しかし、彼女を大統領候補にする難点は何といっても人気がないことである。ハリス氏は大統領候補になるべく、民主党の予備選への出馬を模索していたが、予備選が始まる前になかなか支持が集まらないことを理由に撤退を発表した。そのため、ウォーレン氏やクロブチャー氏といった予備選で全国的な支持があることを証明した女性候補を差し置いて、ハリス氏が副大統領に選出された時は正直驚きであった。
さらに、副大統領になっても人気は一向に上向かない。バイデンは次期後継者として彼女に箔をつけようと重要課題に取り組むように指示するも、それらの課題が党派性が強いものであり、彼女の問題に対する知見がメディアを通して疑問符が付けられたことにより、支持率は下がり始めた。一方、彼女の支持率が下がる傾向を食いとどめようと、メディアの露出を減らしても、それは変わらず、最新の世論調査では何もしていないのにもかかわらず、バイデン氏より低い支持しかハリス氏は集めていない。
また、ハリスでは戦えないという危機感からブディジェッジ運輸長官を後継者にするべく、民主党内から出ている。
ブディジェッジ氏はハーバードとオックスフォードを卒業し、有名コンサル会社マッキンゼー・カンパニーを得て、29歳で初めてサウスベンドという十万人規模の都市の市長となったエリートである。
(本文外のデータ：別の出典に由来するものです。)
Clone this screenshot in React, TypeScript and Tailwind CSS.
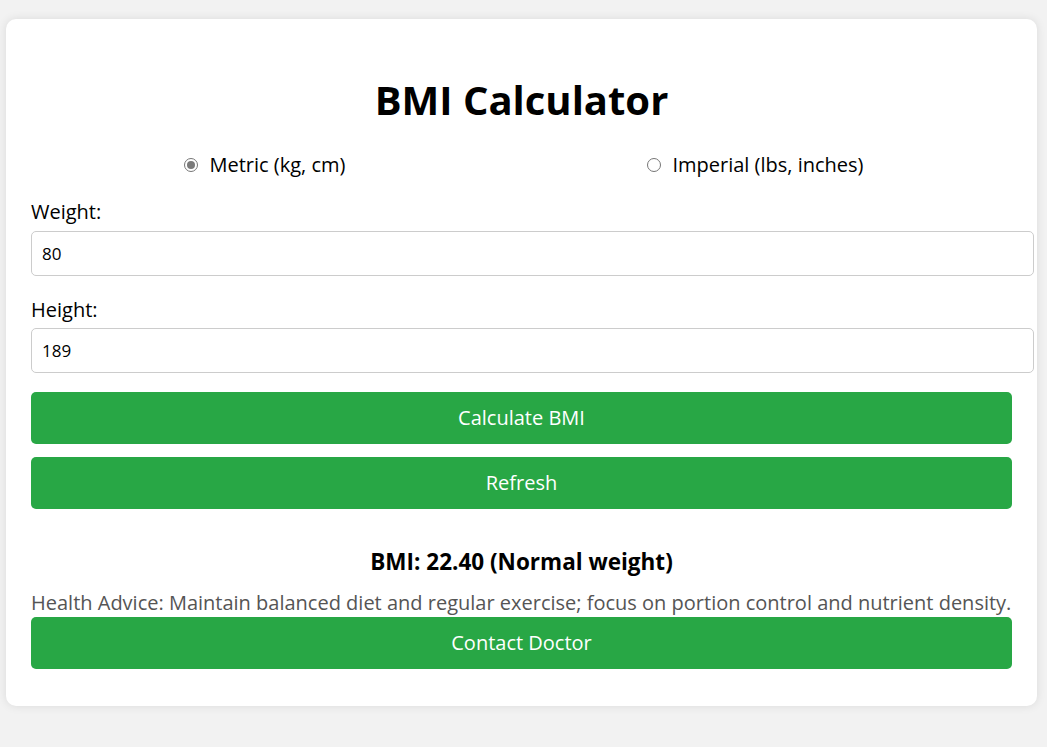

さらに同性愛者であることを公言しており、アフガニスタンに従軍したという経歴をあることから、彼のプロフィールだけを見れば、大統領候補として適任である。
さらに、先日採択された一兆ドル規模の超党派インフラ法案のうち、5分の1以上の予算を任せられることから、今後政権内で多大な影響力を発揮していくことが予想される。そして、その実績次第では2024年にハリスを差し置いて大統領候補となる未来が現実味を帯びてくる。
バイデンは出馬するのか?
しかし、公式声明を見る限りでは、バイデン氏は2024年も大統領選に出る意欲があるそうだ。だが、わざわざ政権発足から一年足らずでそれを公にする必要があることは彼あの求心力の急落を物語っている。また、彼が出馬しないといった瞬間に政権がレームダック化してしまうことを考えると、予想通りの声明である。
まだまだ、2024年まで時間はあるものの、バイデン氏は出馬をしないのならば、時期を見誤ってはいけない。なぜなら、タイミング次第では民主党に打撃を与え、トランプの再選を許すことになるからである。